How to spot fake fashion designer wear

No one would want to spend a fortune buying a designer wear only to discover it was a counterfeit. By the way, did you know that knock-off fashion is a $600bn industry?

Fake fashion and knock-offs are products that are designed to look like they have a high-fashion brand, but are actually cheap, low quality.

While you may not mind carrying or wearing a replica item, it is not okay when you’re taken advantage of by someone selling a clever counterfeit.

This means you need to develop good “detective skills” to find out whether the item you’re spending your money on is the real deal.

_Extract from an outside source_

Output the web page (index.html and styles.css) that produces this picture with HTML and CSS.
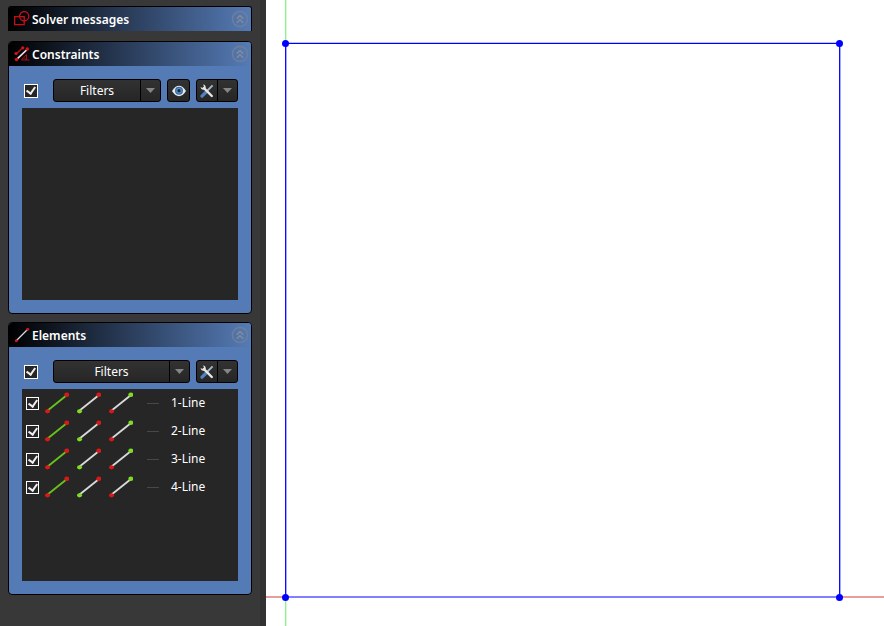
FILE: index.html
```html
<!DOCTYPE html>
<html lang="en">
<head>
<meta charset="utf-8">
<title>Sketcher</title>
<link rel="stylesheet" href="styles.css">
</head>
<body>
<svg class="defs" aria-hidden="true">
  <defs>
    <symbol id="collapse" viewBox="0 0 18 18">
      <g fill="none" stroke="#868b93" stroke-width="1.500">
        <circle cx="9" cy="9" r="7.600" stroke="#6f7f98"/>
        <path d="M5.800 8.600 9 5.600l3.200 3M5.800 12.800 9 9.800l3.200 3"/>
      </g>
    </symbol>
    <symbol id="tools" viewBox="0 0 14 14">
      <path d="M12.600 1.400 7 7" stroke="#a9bac9" stroke-width="1.800"/>
      <path d="M6.200 8 2 12.200" stroke="#4f83c0" stroke-width="3.200" stroke-linecap="round"/>
      <path d="M4 4.200 11.800 12" stroke="#e6e6e6" stroke-width="2.400" stroke-linecap="round"/>
      <path d="M3.100.600C4.900.700 6 2.200 5.700 4L4 5.700C2.200 6 .700 4.900.600 3.100L2.400 4 4 2.500Z" fill="#e6e6e6"/>
    </symbol>
    <symbol id="arrow" viewBox="0 0 9 5"><path d="M0 0h9L4.500 5Z" fill="#858585"/></symbol>
    <symbol id="edge" viewBox="0 0 24 22">
      <path d="M2 19 22 3" stroke="#68c41c" stroke-width="1.800"/>
      <ellipse cx="2.500" cy="19.300" rx="2.500" ry="2.100" fill="#dc1717"/><ellipse cx="21.800" cy="2.700" rx="2.500" ry="2.300" fill="#dc1717"/>
    </symbol>
    <symbol id="start" viewBox="0 0 24 22">
      <path d="M2 19 22 3" stroke="#dadada" stroke-width="1.800"/>
      <ellipse cx="2.500" cy="19.300" rx="2.500" ry="2.100" fill="#7ddd22"/><ellipse cx="21.800" cy="2.700" rx="2.500" ry="2.300" fill="#dc1717"/>
    </symbol>
    <symbol id="end" viewBox="0 0 24 22">
      <path d="M2 19 22 3" stroke="#dadada" stroke-width="1.800"/>
      <ellipse cx="2.500" cy="19.300" rx="2.500" ry="2.100" fill="#dc1717"/><ellipse cx="21.800" cy="2.700" rx="2.500" ry="2.300" fill="#7ddd22"/>
    </symbol>
  </defs>
</svg>
<div class="app">
  <aside class="sidebar">
    <section class="panel">
      <header class="panel-head">
        <svg class="head-icon" viewBox="0 0 16 16" fill="none" stroke="#c90f16" stroke-width="1.300"><path d="M.700 5.600h9.500v8H.700Z"/><circle cx="10.200" cy="5.200" r="4.600"/></svg>
        <h2>Solver messages</h2>
        <button class="collapse" aria-label="Collapse solver messages"><svg><use href="#collapse"/></svg></button>
      </header>
    </section>

    <section class="panel">
      <header class="panel-head">
        <svg class="head-icon" viewBox="0 0 16 16" fill="none">
          <path d="M2 8 9 1.500M3 13.500 13 4" stroke="#b81218" stroke-width="1.500"/>
          <path d="M3.500 12.500 12.500 4" stroke="#e8e8e8" stroke-width="1.600"/>
          <path d="M7.500 14 12.500 8.500V14ZM10 11.500l2.500 2.500h3" stroke="#a31117"/>
          <g fill="#d3161c"><circle cx="2" cy="7.500" r="1.600"/><circle cx="8.800" cy="1.800" r="1.600"/><circle cx="2.500" cy="13.500" r="1.700"/><circle cx="13.300" cy="3" r="1.700"/></g>
        </svg>
        <h2>Constraints</h2>
        <button class="collapse" aria-label="Collapse constraints"><svg><use href="#collapse"/></svg></button>
      </header>
      <div class="panel-body">
        <div class="toolbar">
          <input class="check" type="checkbox" checked aria-label="Enable constraint filter">
          <div class="split wide"><button class="main">Filters</button><button class="drop" aria-label="Choose constraint filters"><svg><use href="#arrow"/></svg></button></div>
          <button class="tool" aria-label="Show or hide listed constraints">
            <svg class="eye" viewBox="0 0 14 12"><path d="M0 6Q3.200.800 7 .800T14 6Q10.800 11.200 7 11.200T0 6Z" fill="#e7e9eb"/><circle cx="7" cy="5.700" r="4" fill="#376ca8"/><circle cx="7" cy="5.700" r="2.700" fill="#6095ce"/><circle cx="7" cy="5.700" r="1.700" fill="#202b38"/></svg>
          </button>
          <div class="split"><button class="main" aria-label="Constraint settings"><svg><use href="#tools"/></svg></button><button class="drop" aria-label="More constraint settings"><svg><use href="#arrow"/></svg></button></div>
        </div>
        <ul class="list"></ul>
      </div>
    </section>

    <section class="panel">
      <header class="panel-head">
        <svg class="head-icon" viewBox="0 0 16 16"><path d="M2 14 14 2" stroke="#dcdcdc" stroke-width="1.300"/><circle cx="2.300" cy="13.700" r="1.500" fill="#d3161c"/><circle cx="13.700" cy="2.300" r="1.500" fill="#d3161c"/></svg>
        <h2>Elements</h2>
        <button class="collapse" aria-label="Collapse elements"><svg><use href="#collapse"/></svg></button>
      </header>
      <div class="panel-body">
        <div class="toolbar">
          <input class="check" type="checkbox" checked aria-label="Enable element filter">
          <div class="split wide"><button class="main">Filters</button><button class="drop" aria-label="Choose element filters"><svg><use href="#arrow"/></svg></button></div>
          <div class="split"><button class="main" aria-label="Element settings"><svg><use href="#tools"/></svg></button><button class="drop" aria-label="More element settings"><svg><use href="#arrow"/></svg></button></div>
        </div>
        <ul class="list">
          <li><input class="check" type="checkbox" id="e1" checked><svg class="geo"><use href="#edge"/></svg><svg class="geo"><use href="#start"/></svg><svg class="geo"><use href="#end"/></svg><span class="dash"></span><label for="e1">1-Line</label></li>
          <li><input class="check" type="checkbox" id="e2" checked><svg class="geo"><use href="#edge"/></svg><svg class="geo"><use href="#start"/></svg><svg class="geo"><use href="#end"/></svg><span class="dash"></span><label for="e2">2-Line</label></li>
          <li><input class="check" type="checkbox" id="e3" checked><svg class="geo"><use href="#edge"/></svg><svg class="geo"><use href="#start"/></svg><svg class="geo"><use href="#end"/></svg><span class="dash"></span><label for="e3">3-Line</label></li>
          <li><input class="check" type="checkbox" id="e4" checked><svg class="geo"><use href="#edge"/></svg><svg class="geo"><use href="#start"/></svg><svg class="geo"><use href="#end"/></svg><span class="dash"></span><label for="e4">4-Line</label></li>
        </ul>
      </div>
    </section>
  </aside>
  <main class="canvas">
    <svg viewBox="0 0 618 626" preserveAspectRatio="xMinYMin meet" role="img" aria-label="Square sketch made of four lines">
      <path d="M19.700 0V43M19.700 598V626" stroke="#8af08a" stroke-width="1.300"/>
      <path d="M0 597H19M574 597H618" stroke="#cd3c3c" stroke-width="1"/>
      <path d="M19.700 43V597M573.700 43V597" stroke="#00f" stroke-width="1.300"/>
      <path d="M20 43.400H574M20 597H574" stroke="#00f" stroke-width="1.200"/>
      <g fill="#00f"><circle cx="19.500" cy="43.500" r="3.500"/><circle cx="573.500" cy="43.500" r="3.500"/><circle cx="19.500" cy="597.500" r="3.500"/><circle cx="573.500" cy="597.500" r="3.500"/></g>
    </svg>
  </main>
</div>
</body>
</html>
```
FILE: styles.css
```css
* { box-sizing: border-box; }
body {
  margin: 0;
  background: #fff;
  color: #fff;
  font: 12px/16px "Noto Sans", "Open Sans", sans-serif;
}
button { padding: 0; border: 0; background: none; color: inherit; font: inherit; }
svg { display: block; }
.defs { position: absolute; width: 0; height: 0; }

.app { display: flex; min-height: 100vh; }
.sidebar {
  flex: 0 0 266px;
  display: flex;
  flex-direction: column;
  gap: 8px;
  padding: 6px 8px;
  background: #383838;
  border-right: 6px solid #323232;
}
.panel {
  border: 1px solid #000;
  border-radius: 4px;
  background: #557bb6;
  overflow: hidden;
}
.panel:first-child { margin-bottom: 2px; border-bottom: 0; border-radius: 3px 3px 0 0; }
.panel-head {
  display: flex;
  align-items: center;
  gap: 2px;
  height: 24px;
  padding: 0 2px 0 5px;
  background: linear-gradient(to right, #000, #557bb6);
}
.head-icon { width: 16px; height: 16px; }
h2 { flex: 1; margin: 0; padding-top: 2px; font-size: 12px; font-weight: 600; }
.collapse svg { width: 18px; height: 18px; }

.panel-body { padding: 13px; }
.toolbar { display: flex; align-items: center; gap: 6px; margin-bottom: 6px; }
.toolbar .check { margin: 0 9px 0 2px; }

.check {
  appearance: none;
  flex: none;
  width: 14px;
  height: 14px;
  margin: 0;
  border: 1px solid #fff;
  background: #262626;
  display: grid;
  place-items: center;
}
.check:checked::after {
  content: "";
  width: 4px;
  height: 7px;
  margin-bottom: 2px;
  border: solid #eee;
  border-width: 0 2px 2px 0;
  transform: rotate(35deg);
}

.split, .tool {
  display: flex;
  height: 23px;
  border: 1px solid #000;
  border-radius: 3px;
  background: linear-gradient(#323232, #262626);
}
.split { width: 42px; }
.wide { flex: 1; }
.tool { width: 23px; align-items: center; justify-content: center; }
.eye { width: 14px; height: 12px; }
.main { flex: 1; display: grid; place-items: center; }
.main svg { width: 14px; height: 14px; }
.drop { width: 20px; border-left: 1px solid #000; display: grid; place-items: center; }
.drop svg { width: 9px; height: 5px; }

.list {
  height: 192px;
  margin: 0;
  padding: 0;
  list-style: none;
  background: #262626;
}
.list li {
  display: flex;
  align-items: center;
  gap: 8px;
  height: 28px;
  padding-left: 4px;
}
.list .check { width: 13px; height: 13px; margin-right: -2px; }
.geo { width: 24px; height: 22px; }
.dash { width: 12px; margin: 0 4px 0 6px; border-top: 1px solid #484848; }

.canvas { flex: 1; min-width: 0; }
.canvas svg { width: 100%; }
```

Here are six things to look out for when shopping for designer goods.

The workmanship

For instance, if you are buying patterned handbags, the first thing you should check for are the seams. A counterfeit doesn’t have the care and craftsmanship put into it that a real designer bag has, which means the fabric and pattern won’t line up at the seams. This is the quickest way to determine if a designer bag is fake. Remember, when you buy the real thing, you’re not just paying for a recognisable name, you’re paying for quality workmanship. Authentic goods don’t have loose threads or unraveling zippers, so check the item for signs that it hasn’t been made well.

The logo

Make sure that the logo is printed correctly. No spelling mistake allowed! On a recent trip to Mandilas on Lagos Island, a trader displayed some pairs of sneakers with the brand name “Bolo Ralph Lauren,” intending to deceive undiscerning buyers into thinking they were Polo Ralph Lauren sneakers. Recently too, a Gucci/Coach hybrid replica was created, fooling many buyers into snapping up a “Goach” bag – the “C” in the Coach logo was subtly transformed into a “G,” which should have tipped off discerning buyers that it wasn’t real. In addition to confirming the authenticity of the logo design, look for the logo in other locations on the item. For instance, most zipper pulls, name plates, and even shoe soles will have the logo engraved, not stamped.

The price

The most common sense way to spot a fake is to consider the price. You must spend much more money on designer goods, so if it’s a screaming deal, it’s probably not real. A general rule of thumb is to never buy something that is priced less than 30 per cent below the original designer price. That’s about how much is discounted at secondhand stores or at seasonal department store sales. Nowhere will you get a pair of Christian Louboutin shoes for N10,000, so you should definitely be wary if a seller offers you a particular brand on the cheap. Unfortunately, the only way to guarantee you’re getting the real deal might be to buy from an authorised dealer, such as a department store.

The location

This is not to bad-mouth any country or continent, but most counterfeits are made in Asia, so a tag proclaiming that your new Hermes scarf was “Made in China” is highly suspicious. Designer goods are usually made in Europe, and will include engravings that say so.

The feel

Buying secondhand is a fantastic way to get a deep discount on legit designer items. However, just because you found a designer bag in a thrift shop doesn’t mean it’s real. Secondhand items should show gentle signs of wear, but not disruptions in the quality or the integrity of the item. And again, watch out if the price is suspicious. Thrift store and secondhand store owners know the difference between real and fake, and price items appropriately using that knowledge. Unfortunately, they may also place a high price on a replica item if it has the right logo. Feel the item – leather goods should feel soft and supple; never will they feel stiff or like plastic. While it’s fun to score a thrift store find, it’s important that you still do your homework to make sure it’s a well-loved genuine item.

The documentation

Designers want to assure you that you’re buying the real thing. Designer bags and shoes always come with the right boxes, identification cards and other info that ensure authenticity. If your designer item arrives in a plastic bag with tags affixed – and without any documentation – it’s most likely a fake. High-end designers never attach the price tag to their items, and they usually send them encased in dust covers, not plastic bags.

In conclusion, be smart and diligent and don’t let greedy folks out there rip you off your hard-earned money.